Dropout regularization with gluon



In [1]:

    
import mxnet as mx
import numpy as np
from mxnet import gluon
from tqdm import tqdm_notebook as tqdm

Context



In [2]:

    
ctx = mx.cpu()

The MNIST Dataset



In [3]:

    
batch_size = 64
num_inputs = 784
num_outputs = 10



In [4]:

    
def transform(data, label):
    return data.astype(np.float32) / 255, label.astype(np.float32)



In [5]:

    
train_data = gluon.data.DataLoader(dataset=gluon.data.vision.MNIST(train=True, transform=transform),
                                   batch_size=batch_size,
                                   shuffle=True)
test_data = gluon.data.DataLoader(dataset=gluon.data.vision.MNIST(train=False, transform=transform),
                                  batch_size=batch_size,
                                  shuffle=False)

Define the model



In [6]:

    
num_hidden = 256



In [7]:

    
net = gluon.nn.Sequential()
with net.name_scope():
    ###########################
    # Adding first hidden layer
    ###########################
    net.add(gluon.nn.Dense(units=num_hidden,
                           activation="relu"))
    ###########################
    # Adding dropout with rate .5 to the first hidden layer
    ###########################
    net.add(gluon.nn.Dropout(rate=0.5))

    ###########################
    # Adding first hidden layer
    ###########################
    net.add(gluon.nn.Dense(units=num_hidden,
                           activation="relu"))
    ###########################
    # Adding dropout with rate .5 to the second hidden layer
    ###########################
    net.add(gluon.nn.Dropout(rate=0.5))
    ###########################
    # Adding the output layer
    ###########################
    net.add(gluon.nn.Dense(units=num_outputs))

Parameter initialization



In [8]:

    
net.collect_params().initialize(mx.init.Xavier(magnitude=2.24), ctx=ctx)



In [9]:

    
softmax_cross_entropy = gluon.loss.SoftmaxCrossEntropyLoss()



In [10]:

    
trainer = gluon.Trainer(net.collect_params(), 'sgd', {'learning_rate': .1})

Evaluation



In [11]:

    
def evaluate_accuracy(data_iterator, net, mode='train'):
    acc = mx.metric.Accuracy()
    for i, (data, label) in enumerate(data_iterator):
        data = data.as_in_context(ctx).reshape([-1, 784])
        label = label.as_in_context(ctx)
        if mode == 'train':
            with mx.autograd.train_mode():
                output = net(data)
        else: 
            with mx.autograd.predict_mode():
                output = net(data)
        predictions = mx.nd.argmax(output, axis=1)
        acc.update(preds=predictions, labels=label)
    return acc.get()[1]

Training



In [12]:

    
epochs = 10
smoothing_constant = .01



In [13]:

    
for e in tqdm(range(epochs)):
    for i, (data, label) in tqdm(enumerate(train_data)):
        data = data.as_in_context(ctx).reshape([-1, 784])
        label = label.as_in_context(ctx)
        with mx.autograd.record():
            output = net(data)
            loss = softmax_cross_entropy(output, label)
            loss.backward()
        trainer.step(data.shape[0])

        ##########################
        #  Keep a moving average of the losses
        ##########################
        curr_loss = mx.nd.mean(loss).asscalar()
        moving_loss = (curr_loss if ((i == 0) and (e == 0))
                       else (1 - smoothing_constant) * moving_loss + (smoothing_constant) * curr_loss)

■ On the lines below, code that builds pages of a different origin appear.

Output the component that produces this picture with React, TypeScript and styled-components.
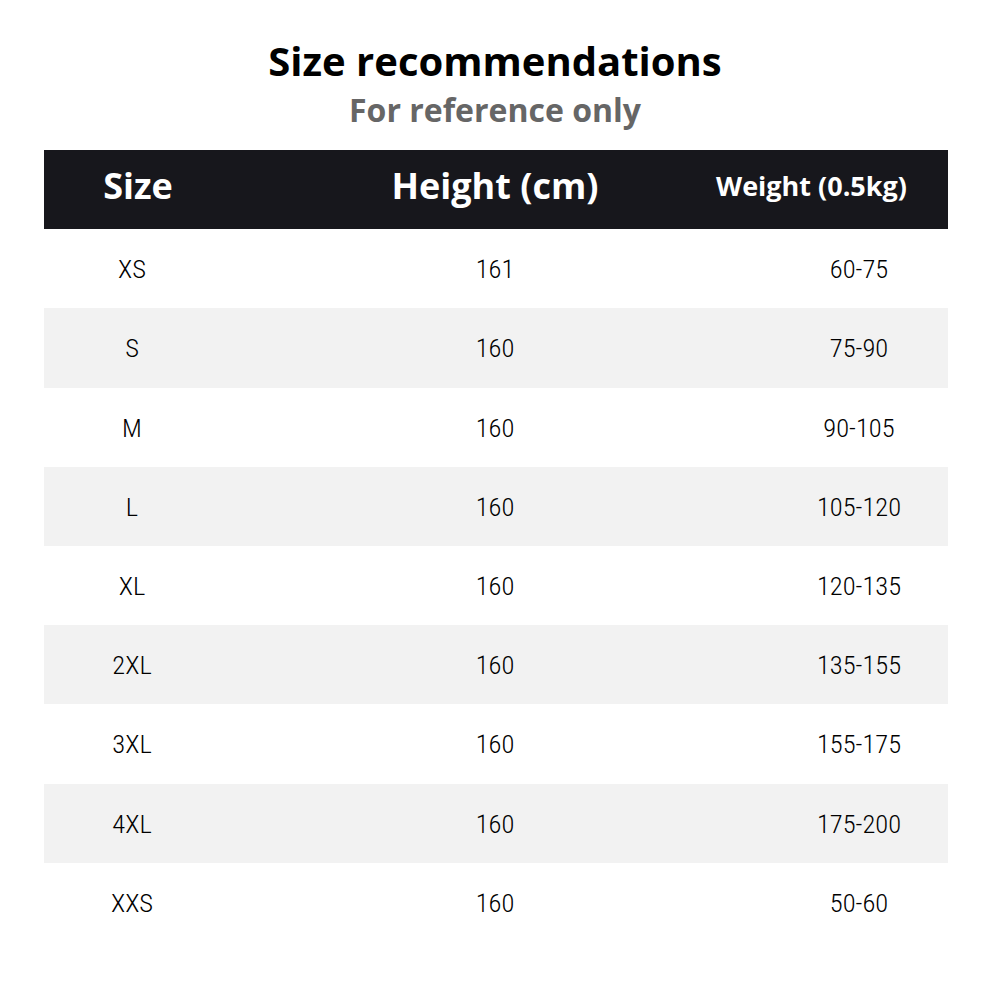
import React from "react";
import styled, { createGlobalStyle } from "styled-components";

const GlobalStyle = createGlobalStyle`
  html, body {
    margin: 0;
    padding: 0;
    background: #ffffff;
  }
`;

interface Row {
  size: string;
  height: string;
  weight: string;
}

const rows: Row[] = [
  { size: "XS", height: "161", weight: "60-75" },
  { size: "S", height: "160", weight: "75-90" },
  { size: "M", height: "160", weight: "90-105" },
  { size: "L", height: "160", weight: "105-120" },
  { size: "XL", height: "160", weight: "120-135" },
  { size: "2XL", height: "160", weight: "135-155" },
  { size: "3XL", height: "160", weight: "155-175" },
  { size: "4XL", height: "160", weight: "175-200" },
  { size: "XXS", height: "160", weight: "50-60" },
];

const App = () => {
  return (
    <Page>
      <GlobalStyle />
      <Title>Size recommendations</Title>
      <Subtitle>For reference only</Subtitle>
      <Table>
        <HeadRow>
          <HeadCell $shift={12}>Size</HeadCell>
          <HeadCell>Height (cm)</HeadCell>
          <HeadCell $small $shift={-95}>Weight (0.5kg)</HeadCell>
        </HeadRow>
        {rows.map((r, i) => (
          <BodyRow key={r.size} $shaded={i % 2 === 1}>
            <Cell>{r.size}</Cell>
            <Cell>{r.height}</Cell>
            <Cell>{r.weight}</Cell>
          </BodyRow>
        ))}
      </Table>
    </Page>
  );
};

const Page = styled.div`
  width: 990px;
  height: 983px;
  padding-top: 36px;
  box-sizing: border-box;
  display: flex;
  flex-direction: column;
  align-items: center;
`;

const Title = styled.h1`
  margin: 0;
  font-family: "Open Sans", "Noto Sans", sans-serif;
  font-weight: 700;
  font-size: 40px;
  line-height: 50px;
  color: #000;
`;

const Subtitle = styled.h2`
  margin: 2px 0 0 0;
  font-family: "Open Sans", "Noto Sans", sans-serif;
  font-weight: 700;
  font-size: 32px;
  line-height: 44px;
  color: #666666;
`;

const Table = styled.div`
  margin-top: 18px;
  margin-left: 2px;
  width: 904px;
  display: flex;
  flex-direction: column;
`;

const grid = `
  display: grid;
  grid-template-columns: 176px 550px 178px;
  align-items: center;
  height: 79.2px;
`;

const HeadRow = styled.div`
  ${grid}
  background: #17171c;
`;

// $shift moves the label off the column centre (padding on one side only)
const HeadCell = styled.div<{ $small?: boolean; $shift?: number }>`
  display: flex;
  justify-content: center;
  min-width: 0;
  color: #ffffff;
  font-family: "Open Sans", "Noto Sans", sans-serif;
  font-weight: 700;
  font-size: ${(p) => (p.$small ? "27px" : "36px")};
  white-space: nowrap;
  margin-top: -9px;
  padding-left: ${(p) => Math.max(p.$shift ?? 0, 0)}px;
  padding-right: ${(p) => Math.max(-(p.$shift ?? 0), 0)}px;
`;

const BodyRow = styled.div<{ $shaded: boolean }>`
  ${grid}
  background: ${(p) => (p.$shaded ? "#f2f2f2" : "#ffffff")};
`;

const Cell = styled.div`
  text-align: center;
  font-family: Roboto, "Noto Sans", sans-serif;
  font-stretch: condensed;
  font-weight: 300;
  font-size: 26.5px;
  color: #000000;
`;

export default App;
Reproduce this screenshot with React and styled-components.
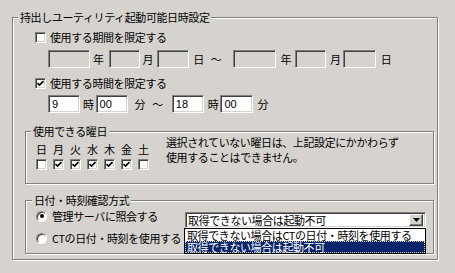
import React from 'react'
import styled, { createGlobalStyle } from 'styled-components'

const BG = '#d6d3ce'

const GlobalStyle = createGlobalStyle`
  html, body {
    margin: 0;
    padding: 0;
    background: ${BG};
  }
  body {
    font-family: "Noto Sans CJK JP", "Noto Sans", sans-serif;
    font-size: 11px;
    letter-spacing: -0.4px;
    color: #000;
  }
`

const Screen = styled.div`
  width: 455px;
  height: 273px;
  box-sizing: border-box;
  padding: 17px 0 0 12px;
  background: ${BG};
  overflow: hidden;
`

const Group = styled.div`
  position: relative;
  box-sizing: border-box;
  width: ${(p) => p.$w}px;
  height: ${(p) => p.$h}px;
  margin-top: ${(p) => p.$mt || 0}px;
  border: 1px solid #808080;
  box-shadow: 1px 1px 0 #fff, inset 1px 1px 0 #fff;
  padding: ${(p) => p.$pad || '0'};
`

const Legend = styled.span`
  position: absolute;
  top: -8px;
  left: ${(p) => p.$left}px;
  padding: 0 2px;
  background: ${BG};
  line-height: 15px;
  white-space: nowrap;
`

const Row = styled.div`
  display: flex;
  align-items: center;
  height: ${(p) => p.$h || 13}px;
  margin-top: ${(p) => p.$mt || 0}px;
  margin-left: ${(p) => p.$ml || 0}px;
  line-height: 13px;
  white-space: nowrap;
`

const Box = styled.span`
  position: relative;
  display: inline-block;
  flex: none;
  box-sizing: border-box;
  width: 11px;
  height: 11px;
  background: #fff;
  border: 1px solid;
  border-color: #808080 #fff #fff #808080;
  box-shadow: inset 1px 1px 0 #404040, inset -1px -1px 0 ${BG};
  margin-right: ${(p) => p.$mr || 0}px;

  svg {
    position: absolute;
    left: 1px;
    top: 1px;
  }
`

const Radio = styled.span`
  position: relative;
  display: inline-block;
  flex: none;
  box-sizing: border-box;
  width: 11px;
  height: 11px;
  border-radius: 50%;
  background: #fff;
  border: 1px solid;
  border-color: #808080 #fff #fff #808080;
  box-shadow: inset 1px 1px 0 #404040;
  margin-right: 5px;

  &::after {
    content: '';
    display: ${(p) => (p.$on ? 'block' : 'none')};
    position: absolute;
    left: 2.5px;
    top: 2.5px;
    width: 4px;
    height: 4px;
    border-radius: 50%;
    background: #000;
  }
`

const Field = styled.span`
  display: inline-flex;
  align-items: center;
  flex: none;
  box-sizing: border-box;
  width: ${(p) => p.$w}px;
  height: 18px;
  margin-left: ${(p) => p.$ml || 0}px;
  padding-left: 3px;
  background: ${(p) => (p.$disabled ? BG : '#fff')};
  border: 1px solid;
  border-color: #808080 #fff #fff #808080;
  box-shadow: inset 1px 1px 0 #404040, inset -1px -1px 0 ${BG};
  font-family: "Liberation Sans", sans-serif;
  font-size: 11px;
  letter-spacing: 0;
`

const Unit = styled.span`
  flex: none;
  margin-left: ${(p) => p.$ml || 0}px;
`

const DaysGrid = styled.div`
  display: grid;
  grid-template-columns: repeat(7, 11px);
  column-gap: 6px;
  row-gap: 3px;
  justify-items: center;
  line-height: 14px;
`

const DayLabel = styled.span`
  letter-spacing: 0;
`

const Note = styled.div`
  margin: -7px 0 0 17px;
  line-height: 15px;
`

const DayContent = styled.div`
  display: flex;
  align-items: flex-start;
  padding: 10px 0 0 10px;
`

const MethodRow = styled.div`
  display: flex;
  align-items: flex-start;
  margin-top: ${(p) => p.$mt || 0}px;
`

const RadioLabel = styled.label`
  display: flex;
  align-items: center;
  width: ${(p) => p.$w || 'auto'};
  height: 12px;
  line-height: 12px;
  white-space: nowrap;
`

const SelectWrap = styled.div`
  position: relative;
  margin-top: 2px;
`

const Select = styled.div`
  display: flex;
  align-items: center;
  box-sizing: border-box;
  width: 241px;
  height: 16px;
  padding-left: 2px;
  background: #fff;
  border: 1px solid;
  border-color: #808080 #fff #fff #808080;
  box-shadow: inset 1px 1px 0 #404040, inset -1px -1px 0 ${BG};
  line-height: 14px;
  white-space: nowrap;
`

const SelectText = styled.span`
  flex: 1;
`

const DropButton = styled.span`
  display: flex;
  align-items: center;
  justify-content: center;
  box-sizing: border-box;
  width: 14px;
  height: 12px;
  margin-right: 2px;
  background: ${BG};
  border: 1px solid;
  border-color: #fff #404040 #404040 #fff;
  box-shadow: inset -1px -1px 0 #808080;
`

const DropList = styled.div`
  position: absolute;
  left: -1px;
  top: 16px;
  box-sizing: border-box;
  width: 242px;
  border: 1px solid #000;
  background: #fff;
  z-index: 2;
`

const DropItem = styled.div`
  height: 12px;
  line-height: 12px;
  padding-left: 2px;
  white-space: nowrap;
  background: ${(p) => (p.$active ? '#0a246a' : '#fff')};
  color: ${(p) => (p.$active ? '#fff' : '#000')};
  outline: ${(p) => (p.$active ? '1px dotted #d8d8b0' : 'none')};
  outline-offset: -1px;
`

function Check({ on, mr }) {
  return (
    <Box $mr={mr}>
      {on && (
        <svg width="7" height="7" viewBox="0 0 7 7">
          <path d="M0.5 3 L2.5 5 L6.5 1" fill="none" stroke="#000" strokeWidth="1.7" />
        </svg>
      )}
    </Box>
  )
}

const days = [
  ['日', false],
  ['月', true],
  ['火', true],
  ['水', true],
  ['木', true],
  ['金', true],
  ['土', false],
]

export default function App() {
  return (
    <>
      <GlobalStyle />
      <Screen>
        <Group $w={426} $h={243} $pad="0 0 0 12px">
          <Legend $left={5}>持出しユーティリティ起動可能日時設定</Legend>

          <Row $mt={13} $ml={10}>
            <Check mr={4} />
            使用する期間を限定する
          </Row>

          <Row $h={18} $mt={6} $ml={23}>
            <Field $w={42} $disabled />
            <Unit $ml={3}>年</Unit>
            <Field $w={31} $ml={5} $disabled />
            <Unit $ml={3}>月</Unit>
            <Field $w={32} $ml={4} $disabled />
            <Unit $ml={4}>日</Unit>
            <Unit $ml={7}>～</Unit>
            <Field $w={43} $ml={12} $disabled />
            <Unit $ml={4}>年</Unit>
            <Field $w={31} $ml={4} $disabled />
            <Unit $ml={4}>月</Unit>
            <Field $w={33} $ml={2} $disabled />
            <Unit $ml={5}>日</Unit>
          </Row>

          <Row $mt={9} $ml={10}>
            <Check on mr={4} />
            使用する時間を限定する
          </Row>

          <Row $h={18} $mt={5} $ml={23}>
            <Field $w={32}>9</Field>
            <Unit $ml={3}>時</Unit>
            <Field $w={32} $ml={2}>00</Field>
            <Unit $ml={7}>分</Unit>
            <Unit $ml={7}>～</Unit>
            <Field $w={32} $ml={9}>18</Field>
            <Unit $ml={4}>時</Unit>
            <Field $w={33} $ml={2}>00</Field>
            <Unit $ml={4}>分</Unit>
          </Row>

          <Group $w={409} $h={53} $mt={18}>
            <Legend $left={5}>使用できる曜日</Legend>
            <DayContent>
              <DaysGrid>
                {days.map(([d]) => (
                  <DayLabel key={d}>{d}</DayLabel>
                ))}
                {days.map(([d, on]) => (
                  <Check key={d + 'c'} on={on} />
                ))}
              </DaysGrid>
              <Note>
                選択されていない曜日は、上記設定にかかわらず
                <br />
                使用することはできません。
              </Note>
            </DayContent>
          </Group>

          <Group $w={409} $h={54} $mt={16} $pad="9px 0 0 10px">
            <Legend $left={6}>日付・時刻確認方式</Legend>
            <MethodRow>
              <RadioLabel $w="149px">
                <Radio $on />
                管理サーバに照会する
              </RadioLabel>
              <SelectWrap>
                <Select>
                  <SelectText>取得できない場合は起動不可</SelectText>
                  <DropButton>
                    <svg width="7" height="4" viewBox="0 0 7 4">
                      <path d="M0 0 H7 L3.5 4 Z" fill="#000" />
                    </svg>
                  </DropButton>
                </Select>
                <DropList>
                  <DropItem>取得できない場合はCTの日付・時刻を使用する</DropItem>
                  <DropItem $active>取得できない場合は起動不可</DropItem>
                </DropList>
              </SelectWrap>
            </MethodRow>
            <MethodRow $mt={4}>
              <RadioLabel>
                <Radio />
                CTの日付・時刻を使用する
              </RadioLabel>
            </MethodRow>
          </Group>
        </Group>
      </Screen>
    </>
  )
}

    test_accuracy = evaluate_accuracy(test_data, net, mode='test')
    train_accuracy = evaluate_accuracy(train_data, net, mode='train')
    print("Epoch %s. Loss: %s, Train_acc %s, Test_acc %s" %
          (e, moving_loss, train_accuracy, test_accuracy))









    





 
 










    





 
 










    



Epoch 0. Loss: 0.32520477357779043, Train_acc 0.9060333333333334, Test_acc 0.9397






    





 
 










    



Epoch 1. Loss: 0.23943950985101778, Train_acc 0.9341, Test_acc 0.9558






    





 
 










    



Epoch 2. Loss: 0.20008245042431802, Train_acc 0.9466666666666667, Test_acc 0.9642






    





 
 










    



Epoch 3. Loss: 0.17831271755162717, Train_acc 0.9491333333333334, Test_acc 0.9691






    





 
 










    



Epoch 4. Loss: 0.15330176094461315, Train_acc 0.9566166666666667, Test_acc 0.9714






    





 
 










    



Epoch 5. Loss: 0.141996172699063, Train_acc 0.95895, Test_acc 0.9717






    





 
 










    



Epoch 6. Loss: 0.13022403712175956, Train_acc 0.96155, Test_acc 0.9757






    





 
 










    



Epoch 7. Loss: 0.12963183194639724, Train_acc 0.96315, Test_acc 0.9769






    





 
 










    



Epoch 8. Loss: 0.1198122455772697, Train_acc 0.96525, Test_acc 0.9756






    





 
 










    



Epoch 9. Loss: 0.11669562747581484, Train_acc 0.9665833333333333, Test_acc 0.9756

Predict for the first batch



In [14]:

    
for i, (data, label) in enumerate(test_data):
        data = data[0].as_in_context(ctx).reshape([-1, 784])
        label = label[0].as_in_context(ctx)
        with mx.autograd.record(train_mode=False):
            output = net(data)
            predictions = mx.nd.argmax(output, axis=1)
            print(predictions)
        break









    



[7.]
<NDArray 1 @cpu(0)>

Testing if the accuracy is calculated correctly



In [15]:

    
test_accuracy = evaluate_accuracy(test_data, net, mode='test')



In [16]:

    
test_accuracy









    Out[16]:





0.9756



In [17]:

    
test_accuracy = evaluate_accuracy(test_data, net, mode='test')



In [18]:

    
test_accuracy









    Out[18]:





0.9756